[Begin Data shown]

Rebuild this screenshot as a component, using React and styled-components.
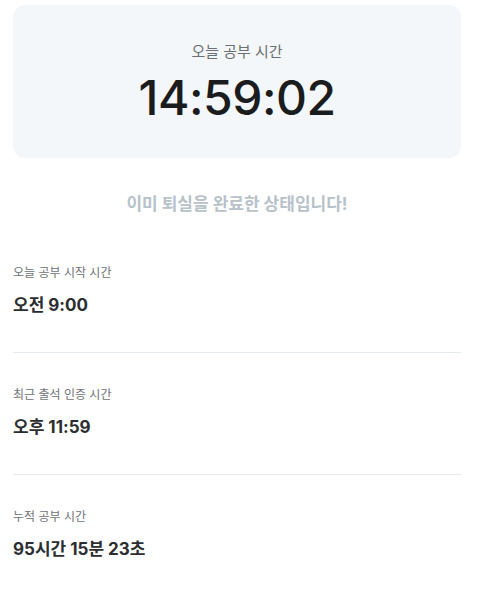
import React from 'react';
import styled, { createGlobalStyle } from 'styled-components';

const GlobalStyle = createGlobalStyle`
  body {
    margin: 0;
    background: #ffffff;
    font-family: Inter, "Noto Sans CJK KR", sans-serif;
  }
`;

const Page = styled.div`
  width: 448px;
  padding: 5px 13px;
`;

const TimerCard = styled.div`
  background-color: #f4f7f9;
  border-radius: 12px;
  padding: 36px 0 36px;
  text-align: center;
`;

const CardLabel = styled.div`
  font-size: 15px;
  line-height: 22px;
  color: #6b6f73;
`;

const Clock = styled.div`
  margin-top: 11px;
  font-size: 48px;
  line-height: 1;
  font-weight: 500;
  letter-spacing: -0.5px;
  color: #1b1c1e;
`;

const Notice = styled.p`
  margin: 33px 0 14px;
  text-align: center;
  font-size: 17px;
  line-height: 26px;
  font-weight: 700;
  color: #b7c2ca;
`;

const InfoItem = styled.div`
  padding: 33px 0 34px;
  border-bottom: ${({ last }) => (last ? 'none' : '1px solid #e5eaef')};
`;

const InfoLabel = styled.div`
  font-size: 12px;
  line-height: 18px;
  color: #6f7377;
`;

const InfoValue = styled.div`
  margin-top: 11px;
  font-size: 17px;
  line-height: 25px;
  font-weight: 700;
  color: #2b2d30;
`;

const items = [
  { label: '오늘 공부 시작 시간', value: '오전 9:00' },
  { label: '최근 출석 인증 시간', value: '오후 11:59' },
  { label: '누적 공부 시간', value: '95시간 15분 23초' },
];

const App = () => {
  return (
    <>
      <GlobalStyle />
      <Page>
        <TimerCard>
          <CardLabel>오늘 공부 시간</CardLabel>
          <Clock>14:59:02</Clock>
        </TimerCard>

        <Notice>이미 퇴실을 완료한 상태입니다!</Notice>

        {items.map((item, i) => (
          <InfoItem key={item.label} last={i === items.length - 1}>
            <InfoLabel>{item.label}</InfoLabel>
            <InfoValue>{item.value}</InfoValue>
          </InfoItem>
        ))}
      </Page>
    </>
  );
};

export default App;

[End Data shown]

*Task to carry out*
Which lines contain the word "components"? Return each of them.

*Answer below*
Rebuild this screenshot as a component, using React and styled-components.
import styled, { createGlobalStyle } from 'styled-components';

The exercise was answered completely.